La règle de droit en cause

L’opération est contestée par M. C., associé historique des sociétés cibles, qui fait procéder à une expertise de gestion portant sur la dépréciation des titres provisionnés.

Le même associé, dilué par le coup d’accordéon, assigne en indemnisation les autres associés de la holding. Il soutient qu’il n’avait pas été informé de la provision, du protocole de conciliation et du coup d’accordéon.

L’arrêt d’appel fait droit à cette demande, et condamne la société A à indemniser M. C., en raison du préjudice qu’il a subi du fait de l’abus de majorité, et à réparer son préjudice moral.

La difficulté dont est saisie la Cour de cassation repose donc sur la possibilité ou non de considérer que l’accord de conciliation puisse être entaché d’un abus de majorité, malgré son homologation par le tribunal.

Les arguments avancés par la société A

La société A, qui se pourvoit en cassation, soutient en substance que l’accord est insusceptible de caractériser un abus de majorité, puisqu’il a été homologué par le tribunal, en application de l’article L. 611-8 du Code de commerce. Selon elle, un tel accord est « nécessairement conforme à l’intérêt social ». Cette conformité exclurait l’abus de majorité, qui requiert pour être caractérisé que les majoritaires aient pris une décision dans leur seul intérêt personnel, au détriment des minoritaires, et contrairement à l’intérêt social.

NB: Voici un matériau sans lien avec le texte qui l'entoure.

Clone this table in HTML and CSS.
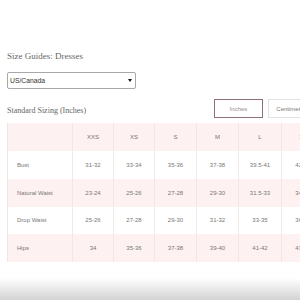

La position de la cour d’appel

Selon la cour d’appel de Paris, le fait que l’accord ait été homologué était indifférent. Le débat portait plutôt sur le bien-fondé de la provision, que l’expertise de gestion commandée par l’associé évincé conduisait à contester.

La position de la cour de cassation

La Cour de cassation rejette le pourvoi formé par la société A. Elle retient que le coup d’accordéon a été décidé « sur le fondement d’une présentation erronée de la situation financière » de la holding B. L’homologation ne faisait pas obstacle à la caractérisation de l’abus de majorité.

En effet, la décision, qui résultait certes de l’accord de conciliation, n’en avait pas moins été décidée par les majoritaires dans le dessein de favoriser leurs intérêts propres au détriment des minoritaires, et n’était pas conforme à l’intérêt de la société.

Le protocole de conciliation homologue contraire à l’intérêt social

Au-delà du fait que le protocole de conciliation puisse être constitutif d’un abus de majorité, il semble essentiel d’observer que malgré l’homologation, ce protocole peut être contraire à l’intérêt social. En l’espèce, la conciliation était justifiée par une présentation erronée de la situation financière.

Ainsi, si la conciliation peut être ouverte lorsque la société éprouve une difficulté (C. com., art. L. 611-4), elle peut ne pas être conforme à l’intérêt social lorsque cette difficulté est remise en cause et que le contenu de l’accord est décidé par les majoritaires dans leur seul intérêt. L’homologation de l’accord n’y change rien.